After 50 days of fighting, Operation Protective Edge ends with an agreement between Hamas and Israel.

August 27, 2014

HaMoked finds that the ISA has posted to its website a list of 18 detainees brought in for ISA interrogation during the attack on Gaza. The list notes the full name and place of residence of each detainee, along with the information the detainee gave regarding “use made by Hamas of the civilian population and public buildings for military action”.

Five of the names are also posted on the website of the Ministry of Foreign Affairs under the title “Hamas terrorists confess to using human shields”. Thirteen of the names also appear in the list published by Palestinian news agency, Ma’an of detainees held in Shikma Prison on August 11, 2014.
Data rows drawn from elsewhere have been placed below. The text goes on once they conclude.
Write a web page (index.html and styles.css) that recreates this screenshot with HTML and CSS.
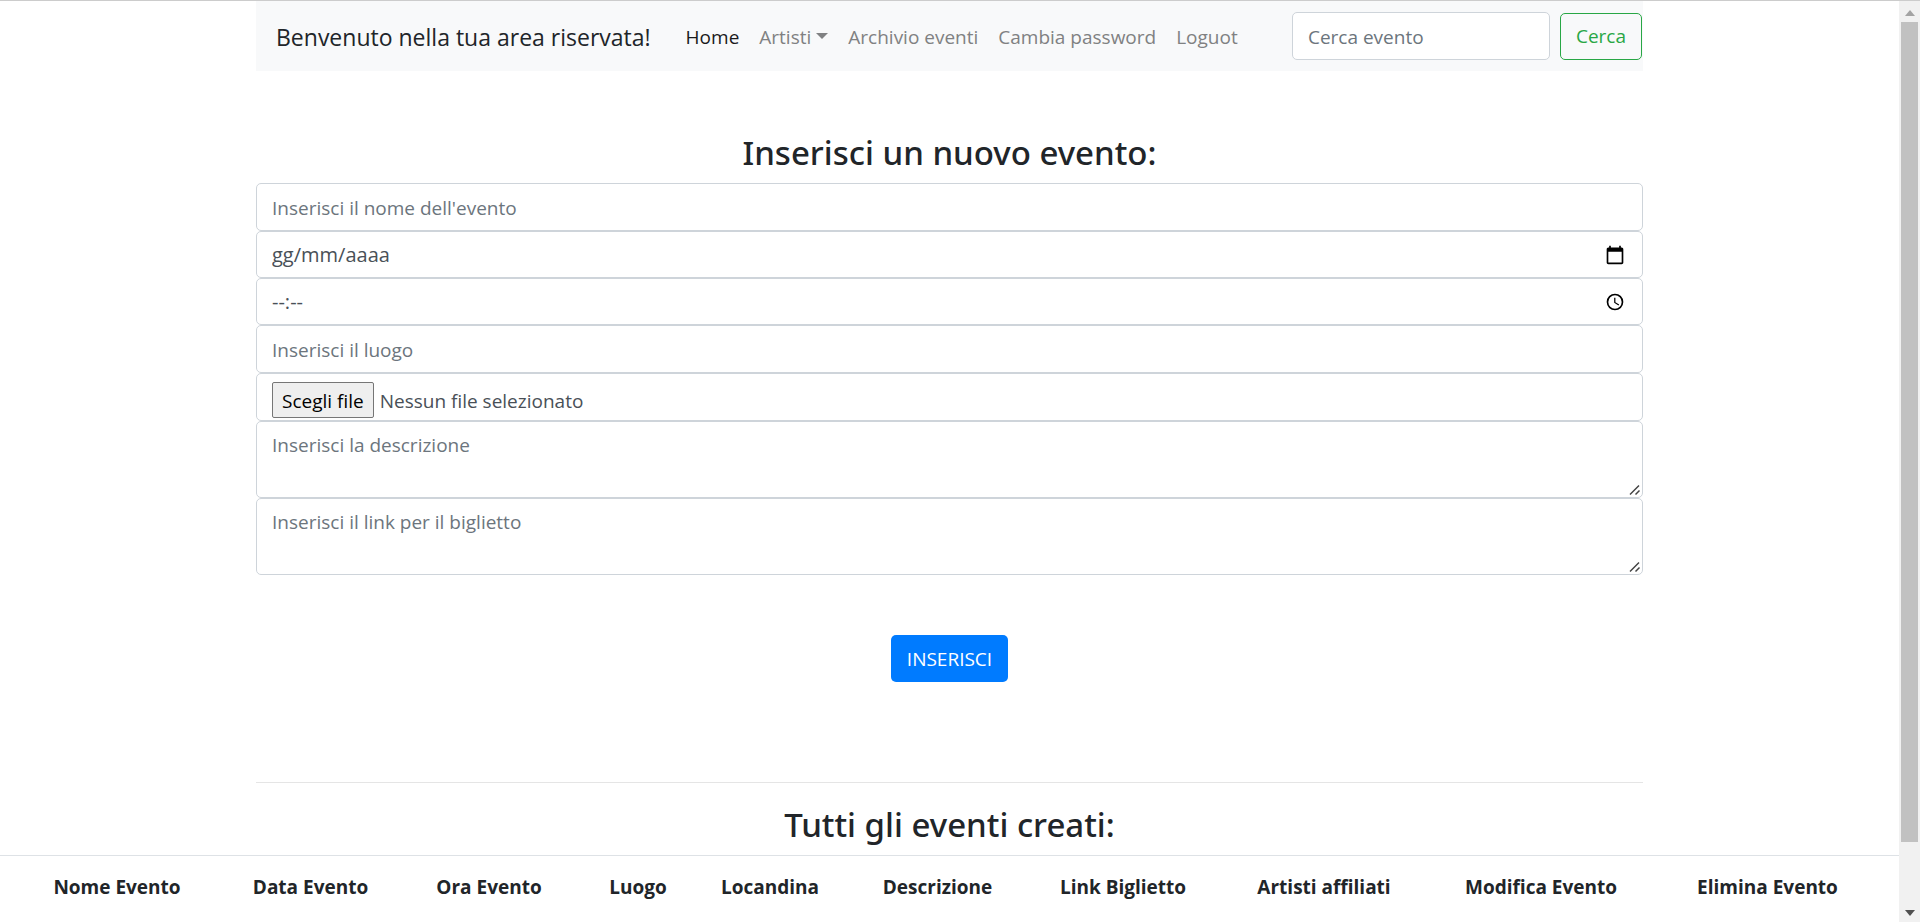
FILE: index.html
```html
<!DOCTYPE html>
<html lang="it">
<head>
<meta charset="utf-8">
<meta name="viewport" content="width=device-width, initial-scale=1">
<title>Area riservata</title>
<link rel="stylesheet" href="styles.css">
</head>
<body>
<div class="window">
  <div class="page">
    <div class="container">
      <nav class="navbar">
        <a class="brand" href="#">Benvenuto nella tua area riservata!</a>
        <div class="nav-links">
          <a class="nav-link active" href="#">Home</a>
          <a class="nav-link dropdown" href="#">Artisti</a>
          <a class="nav-link" href="#">Archivio eventi</a>
          <a class="nav-link" href="#">Cambia password</a>
          <a class="nav-link" href="#">Loguot</a>
        </div>
        <form class="search">
          <input class="control search-input" type="search" placeholder="Cerca evento" aria-label="Cerca evento">
          <button class="btn btn-outline" type="button">Cerca</button>
        </form>
      </nav>

      <main>
        <h2 class="title">Inserisci un nuovo evento:</h2>
        <form class="event-form">
          <input class="control" type="text" placeholder="Inserisci il nome dell'evento" aria-label="Nome dell'evento">
          <div class="control picker">
            <input class="picker-input" type="text" placeholder="gg/mm/aaaa" aria-label="Data dell'evento">
            <button class="picker-button" type="button" aria-label="Apri calendario">
              <svg class="icon" viewBox="0 0 24 24"><path d="M20 3h-1V1h-2v2H7V1H5v2H4c-1.100 0-2 .9-2 2v16c0 1.100.9 2 2 2h16c1.100 0 2-.9 2-2V5c0-1.100-.9-2-2-2zm0 18H4V8h16v13z"/></svg>
            </button>
          </div>
          <div class="control picker">
            <input class="picker-input" type="text" placeholder="--:--" aria-label="Ora dell'evento">
            <button class="picker-button" type="button" aria-label="Scegli ora">
              <svg class="icon" viewBox="0 0 24 24"><path d="M12 2a10 10 0 1 0 0 20 10 10 0 0 0 0-20zm0 18a8 8 0 1 1 0-16 8 8 0 0 1 0 16zm.5-13H11v6l5.200 3.200.8-1.300-4.500-2.700V7z"/></svg>
            </button>
          </div>
          <input class="control" type="text" placeholder="Inserisci il luogo" aria-label="Luogo">
          <div class="control file">
            <input class="file-input" type="file" id="locandina">
            <label class="file-button" for="locandina">Scegli file</label>
            <span>Nessun file selezionato</span>
          </div>
          <textarea class="control area" placeholder="Inserisci la descrizione" aria-label="Descrizione"></textarea>
          <textarea class="control area" placeholder="Inserisci il link per il biglietto" aria-label="Link per il biglietto"></textarea>
          <button class="btn btn-primary" type="button">INSERISCI</button>
        </form>
        <hr class="divider">
        <h2 class="title">Tutti gli eventi creati:</h2>
      </main>
    </div>

    <table class="events">
      <colgroup>
        <col class="c-name"><col class="c-date"><col class="c-time"><col class="c-place"><col class="c-poster">
        <col class="c-text"><col class="c-link"><col class="c-artists"><col class="c-edit"><col class="c-delete">
      </colgroup>
      <thead>
        <tr>
          <th scope="col">Nome Evento</th>
          <th scope="col">Data Evento</th>
          <th scope="col">Ora Evento</th>
          <th scope="col">Luogo</th>
          <th scope="col">Locandina</th>
          <th scope="col">Descrizione</th>
          <th scope="col">Link Biglietto</th>
          <th scope="col">Artisti affiliati</th>
          <th scope="col">Modifica Evento</th>
          <th scope="col">Elimina Evento</th>
        </tr>
      </thead>
    </table>
  </div>

  <div class="scrollbar" aria-hidden="true">
    <svg class="arrow arrow-up" viewBox="0 0 10 6"><path d="M0 6 5 0l5 6z"/></svg>
    <div class="track"><div class="thumb"></div></div>
    <svg class="arrow" viewBox="0 0 10 6"><path d="M0 0h10L5 6z"/></svg>
  </div>
</div>
</body>
</html>
```

FILE: styles.css
```css
* {
  box-sizing: border-box;
}

body {
  margin: 0;
  font: 19px/30px "Open Sans", "Noto Sans", sans-serif;
  color: #212529;
  background: #fff;
}

input,
button,
textarea {
  font: inherit;
}

.window {
  display: flex;
  height: 100vh;
  border-top: 1px solid #ccc;
}

.page {
  flex: 1;
  min-width: 0;
  overflow: hidden;
}

.container {
  max-width: 1425px;
  margin: 0 auto;
  padding: 0 19px;
}

/* Navigation bar */

.navbar {
  display: flex;
  align-items: center;
  height: 70px;
  padding-left: 20px;
  background: #f8f9fa;
}

.navbar a {
  padding-top: 2px;
  text-decoration: none;
  white-space: nowrap;
}

.brand {
  margin-right: 35px;
  font-size: 23px;
  color: #212529;
}

.nav-links {
  display: flex;
  gap: 20px;
}

.nav-link {
  color: #808182;
}

.nav-link.active {
  color: #1a1a1a;
}

.dropdown::after {
  content: "";
  display: inline-block;
  margin-left: 5px;
  vertical-align: 5px;
  border: 6px solid transparent;
  border-top-color: currentColor;
  border-bottom: 0;
}

.search {
  display: flex;
  align-items: center;
  gap: 10px;
  margin-left: auto;
  padding-right: 1px;
}

.control.search-input {
  width: 258px;
}

/* Form controls */

.control {
  display: block;
  width: 100%;
  height: 48px;
  margin: 0;
  padding: 2px 15px 0;
  border: 1px solid #ced4da;
  border-radius: 5px;
  background: #fff;
  color: #495057;
}

.control::placeholder {
  color: #6c757d;
  opacity: 1;
}

.control.picker {
  display: flex;
  align-items: center;
  height: 47px;
  padding: 0 17px 0 15px;
}

.picker-input {
  flex: 1;
  min-width: 0;
  padding: 0;
  border: 0;
  background: none;
  font-size: 20px;
  color: #495057;
}

.picker-input::placeholder {
  color: #495057;
  opacity: 1;
}

.picker-button {
  display: flex;
  padding: 0;
  border: 0;
  background: none;
}

.icon {
  width: 20px;
  height: 20px;
}

.control.file {
  display: flex;
  align-items: flex-start;
  gap: 6px;
  padding-top: 8px;
  line-height: 38px;
}

.file-input {
  position: absolute;
  width: 1px;
  height: 1px;
  opacity: 0;
}

.file-button {
  height: 36px;
  padding: 0 9px;
  border: 1px solid #767676;
  border-radius: 2px;
  background: #efefef;
  color: #000;
  line-height: 36px;
}

.control.area {
  height: 77px;
  padding-top: 8px;
  resize: vertical;
}

.area::-webkit-resizer {
  background: url("data:image/svg+xml,%3Csvg xmlns='http://www.w3.org/2000/svg' width='15' height='15'%3E%3Cpath d='M3 12.500 12 3.500M8.500 12.500l4-4' stroke='%23444' stroke-width='1.500'/%3E%3C/svg%3E") right bottom no-repeat;
}

.btn {
  height: 47px;
  padding: 0 15px;
  border: 1px solid transparent;
  border-radius: 5px;
}

.btn-outline {
  border-color: #28a745;
  background: none;
  color: #28a745;
}

.btn-primary {
  margin: 60px auto 0;
  background: #007bff;
  color: #fff;
}

.event-form {
  display: flex;
  flex-direction: column;
}

/* Sections */

.title {
  margin: 0 0 6px;
  font-family: "Noto Sans", "Open Sans", sans-serif;
  font-size: 33px;
  font-weight: 500;
  line-height: 48px;
  text-align: center;
}

.navbar + main {
  padding-top: 58px;
}

.divider {
  height: 1px;
  margin: 100px 0 18px;
  border: 0;
  background: #e5e5e5;
}

/* Events table */

.events {
  width: 100%;
  border-collapse: collapse;
  border-top: 1px solid #dee2e6;
  table-layout: fixed;
}

.events th {
  height: 62px;
  padding: 0;
  font-size: 19px;
  font-weight: 700;
  text-align: center;
  white-space: nowrap;
}

.events th:first-child {
  padding-left: 24px;
}

.c-name { width: 210px; }
.c-date { width: 201px; }
.c-time { width: 156px; }
.c-place { width: 142px; }
.c-poster { width: 122px; }
.c-text { width: 213px; }
.c-link { width: 158px; }
.c-artists { width: 244px; }
.c-edit { width: 190px; }
.c-delete { width: 263px; }

/* Scrollbar */

.scrollbar {
  display: flex;
  flex-direction: column;
  align-items: center;
  gap: 6px;
  width: 21px;
  padding: 9px 2px 6px;
  background: #f1f1f1;
}

.arrow {
  flex: none;
  width: 10px;
  height: 6px;
  fill: #505050;
}

.arrow-up {
  fill: #a3a3a3;
}

.track {
  flex: 1;
  width: 17px;
}

.thumb {
  height: 93%;
  background: #c1c1c1;
}
```
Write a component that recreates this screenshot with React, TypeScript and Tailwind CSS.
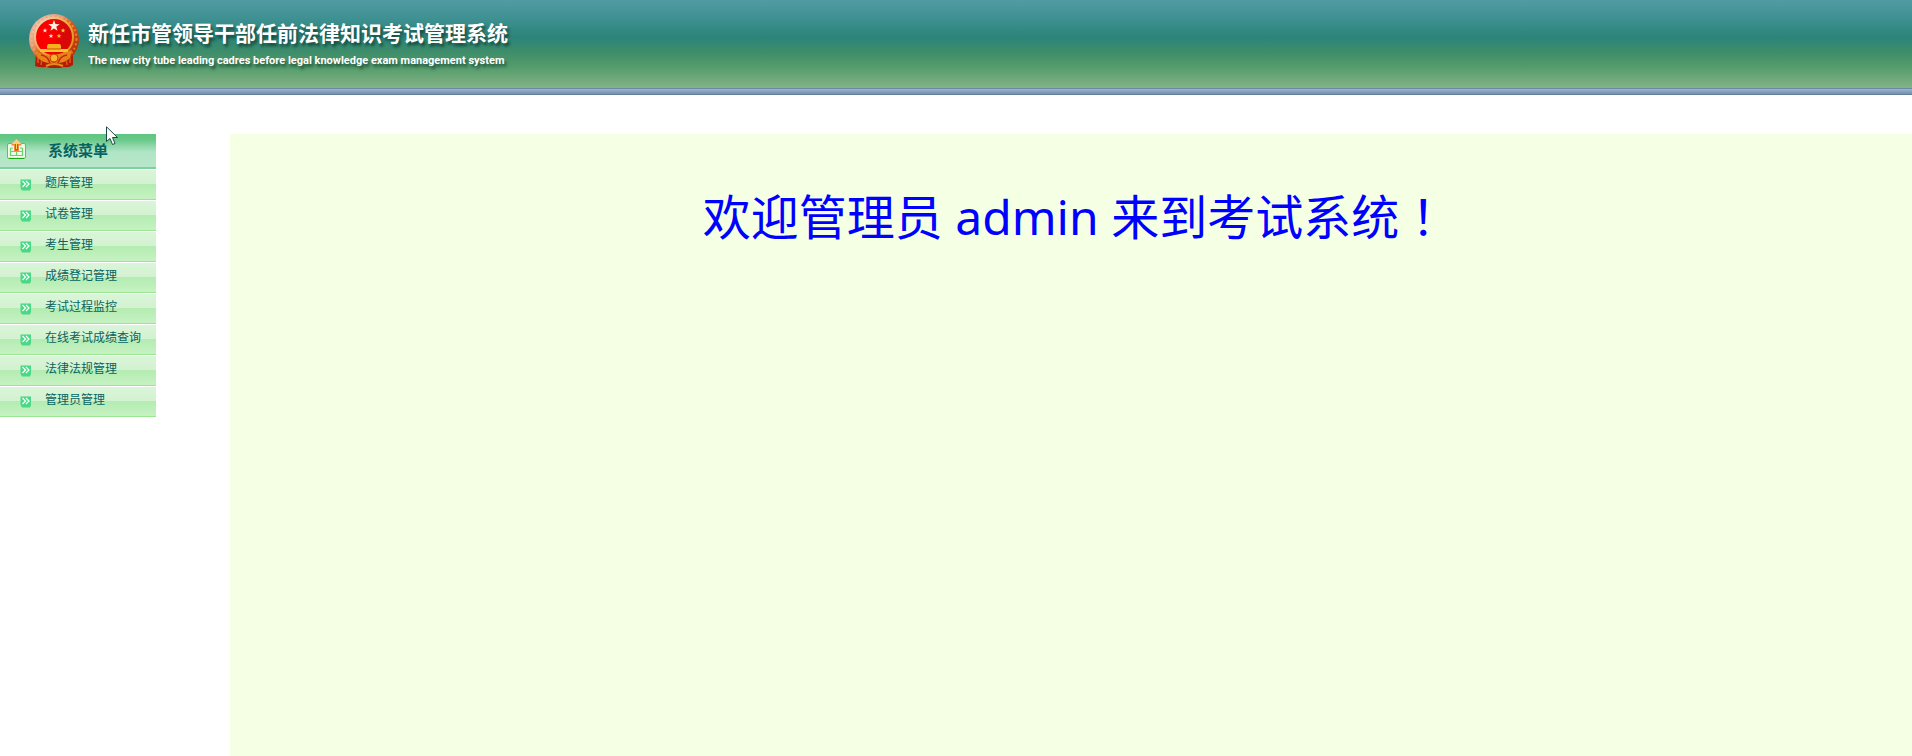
const MENU_ITEMS = [
  '题库管理',
  '试卷管理',
  '考生管理',
  '成绩登记管理',
  '考试过程监控',
  '在线考试成绩查询',
  '法律法规管理',
  '管理员管理',
];

const STAR = '0,-10 2.4,-3.2 9.5,-3.1 3.8,1.2 5.9,8.1 0,4 -5.9,8.1 -3.8,1.2 -9.5,-3.1 -2.4,-3.2';

function Emblem() {
  return (
    <svg className="h-14 w-13 shrink-0" viewBox="0 0 52 56" aria-hidden="true">
      <defs>
        <linearGradient id="wreath" x1="0" y1="0" x2="1" y2="1">
          <stop offset="0" stopColor="#f0c4b2" />
          <stop offset="0.35" stopColor="#e59a80" />
          <stop offset="0.5" stopColor="#dd5a18" />
          <stop offset="1" stopColor="#a81c04" />
        </linearGradient>
        <linearGradient id="ring" x1="0" y1="0" x2="1" y2="1">
          <stop offset="0" stopColor="#f6dccb" />
          <stop offset="0.4" stopColor="#f0b050" />
          <stop offset="1" stopColor="#e08a10" />
        </linearGradient>
        <linearGradient id="disc" x1="0" y1="0" x2="1" y2="0">
          <stop offset="0.5" stopColor="#fa0000" />
          <stop offset="0.7" stopColor="#d80808" />
        </linearGradient>
      </defs>
      <path d="M8 40 L7 53 Q12 55 18 54 L22 55 H32 L36 54 Q41 55 45 52 L45 40Z" fill="#b01c08" />
      <path d="M10 43 L10 50 M14 45 L13 52 M42 43 L42 50 M38 45 L39 52" stroke="#e05818" strokeWidth="1.5" />
      <circle cx="26" cy="26" r="25" fill="url(#wreath)" />
      <circle cx="26" cy="26" r="22.500" fill="none" stroke="url(#ring)" strokeWidth="2" strokeDasharray="2 2.5" opacity="0.75" />
      <circle cx="26" cy="24" r="19" fill="url(#disc)" stroke="url(#ring)" strokeWidth="2" />
      <polygon points={STAR} transform="translate(26 13) scale(0.6)" fill="#fff0dc" />
      <polygon points={STAR} transform="translate(17 17.5) scale(0.26)" fill="#ffe4cc" />
      <polygon points={STAR} transform="translate(35 17.5) scale(0.26)" fill="#ffd030" />
      <polygon points={STAR} transform="translate(23 23) scale(0.26)" fill="#ffe4cc" />
      <polygon points={STAR} transform="translate(31 23) scale(0.26)" fill="#ffc020" />
      <path d="M20 31 H32 L33 33 V36 H19 V33Z" fill="#f5b41c" />
      <path d="M12 36 H40 V39 H12Z" fill="#ffc62b" />
      <path d="M19 36 H33" stroke="#c82806" strokeWidth="0.8" />
      <path d="M7 37 Q16 44 26 42 T44 37 L42 45 Q34 52 26 49 Q18 52 10 45Z" fill="#e8821a" />
      <circle cx="26" cy="45" r="4" fill="#f8b428" stroke="#c93a08" />
      <path d="M13 42 Q20 43 22 50 M39 42 Q32 43 30 50" fill="none" stroke="#c82806" strokeWidth="1.6" />
      <path d="M18 53 Q26 49 35 53" fill="none" stroke="#e68a1c" strokeWidth="2" />
    </svg>
  );
}

function MenuHeaderIcon() {
  return (
    <svg className="h-5 w-5 shrink-0" viewBox="0 0 20 20" aria-hidden="true">
      <rect x="0.500" y="4.500" width="18" height="15" rx="1.5" fill="#eefbe8" stroke="#62bf50" />
      <path d="M2 19.500 H17" stroke="#18a818" strokeWidth="1.2" />
      <path d="M3.500 9 V16.500 H15.500 V9 M3.500 12.500 H15.500 M9.500 12 V16 M3.500 9 H6 M13 9 H15.500" fill="none" stroke="#67d36d" strokeWidth="1.2" />
      <path d="M9.500 0 L14.500 5 V6.500 H12 V12 H7 V6.500 H4.500 V5Z" fill="#f38a3c" />
      <path d="M9.500 0 L14.500 5 H4.500Z" fill="#ffc697" />
      <path d="M8 5 H11 V11.500 H8Z" fill="#ef4a10" />
      <path d="M9 3 H10 V10 H9Z" fill="#ffd25c" />
    </svg>
  );
}

function BulletIcon() {
  return (
    <svg className="h-3 w-3 shrink-0" viewBox="0 0 12 12" aria-hidden="true">
      <path d="M0.500 0.500 H11 V9 L10 11.500 H2 L0.500 9Z" fill="#48d886" />
      <path d="M2.500 2 L5.500 5 L2.500 8 M6 2 L9 5 L6 8" fill="none" stroke="#fff" strokeWidth="1.2" />
    </svg>
  );
}

function Pointer() {
  return (
    <svg className="absolute -top-2 left-[106px] h-5 w-3" viewBox="0 0 12 20" aria-hidden="true">
      <path d="M0.500 0.800 V15.500 L4 12.500 L6.500 18.500 L9 17.500 L6.500 11.500 H11.500Z" fill="#fff" stroke="#1d4a45" />
    </svg>
  );
}

export default function App() {
  return (
    <div className="flex min-h-screen flex-col bg-white font-['Liberation_Sans','Noto_Sans_CJK_SC',sans-serif]">
      <header className="flex h-[95px] shrink-0 flex-col">
        <div className="flex flex-1 items-start gap-2 bg-[linear-gradient(180deg,#519ba2_0%,#3f9193_20%,#2b8479_42%,#3f8e69_60%,#529b6b_75%,#84b385_100%)] pt-[13px] pl-7 text-white">
          <Emblem />
          <div className="flex flex-col pt-[5px] [text-shadow:2px_3px_3px_rgba(0,40,30,0.65)]">
            <h1 className="text-[21px] leading-8 font-bold whitespace-nowrap">新任市管领导干部任前法律知识考试管理系统</h1>
            <p className="mt-[3px] font-[Roboto,sans-serif] text-[11px] leading-4 font-bold whitespace-nowrap">
              The new city tube leading cadres before legal knowledge exam management system
            </p>
          </div>
        </div>
        <div className="h-[7px] border-t border-[#6789ab] border-b border-b-[#60809c] bg-linear-to-b from-[#9fb3cb] to-[#7390ab]" />
      </header>

      <div className="mt-[39px] flex flex-1 items-stretch gap-[74px]">
        <nav className="relative w-39 shrink-0 text-[#07635f]" aria-label="系统菜单">
          <h2 className="flex h-[35px] items-start gap-[21px] border-b-2 border-[#7dd19b] bg-[linear-gradient(180deg,#5dc67f_0%,#68c98a_18%,#8dd6a7_35%,#b0e5c5_55%,#b8e7ca_100%)] pl-[7px] text-[15px] leading-[34px] font-bold">
            <span className="pt-[5px]"><MenuHeaderIcon /></span>
            系统菜单
          </h2>
          <ul>
            {MENU_ITEMS.map((label) => (
              <li key={label}>
                <a
                  href="#"
                  className="flex h-[31px] items-center gap-[13px] border-t border-b border-t-white border-b-[#9be593] bg-[linear-gradient(180deg,#daf5d9_0%,#d3f2d0_48%,#b4ecb2_50%,#c6f2c2_100%)] pl-5 text-xs"
                >
                  <BulletIcon />
                  <span className="pb-1">{label}</span>
                </a>
              </li>
            ))}
          </ul>
          <Pointer />
        </nav>

        <main className="flex-1 bg-[#f4ffe4] pt-11 pl-2 text-center">
          <p className="font-['Noto_Sans','Noto_Sans_CJK_SC',sans-serif] text-5xl leading-[72px] text-[#0000ff]">
            欢迎管理员 admin 来到考试系统
            <span lang="zh-TW" className="font-['Noto_Sans_CJK_TC',sans-serif]">！</span>
          </p>
        </main>
      </div>
    </div>
  );
}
It appears that while the state staunchly refuses to divulge the names of Gaza detainees to HaMoked, has no trouble publishing their personal information so long as it serves its purposes.

September 17, 2014

According to a report on web magazine The Electronic Intifada, Israel is still holding 24 detainees from the Gaza Strip, 22 are represented by Al Mezan Center for Human Rights. Al Mezan’s executive director says that at least eight of the detainees had been subjected to torture during their interrogation. A representative from Adameer, a prisoners’ rights organization, says that one of the 24 is held under the Incarceration of Unlawful Combatants Law and that five Palestinians from the Gaza Strip are considered missing after the Israel Prison Service said they were not held in any prison inside Israel.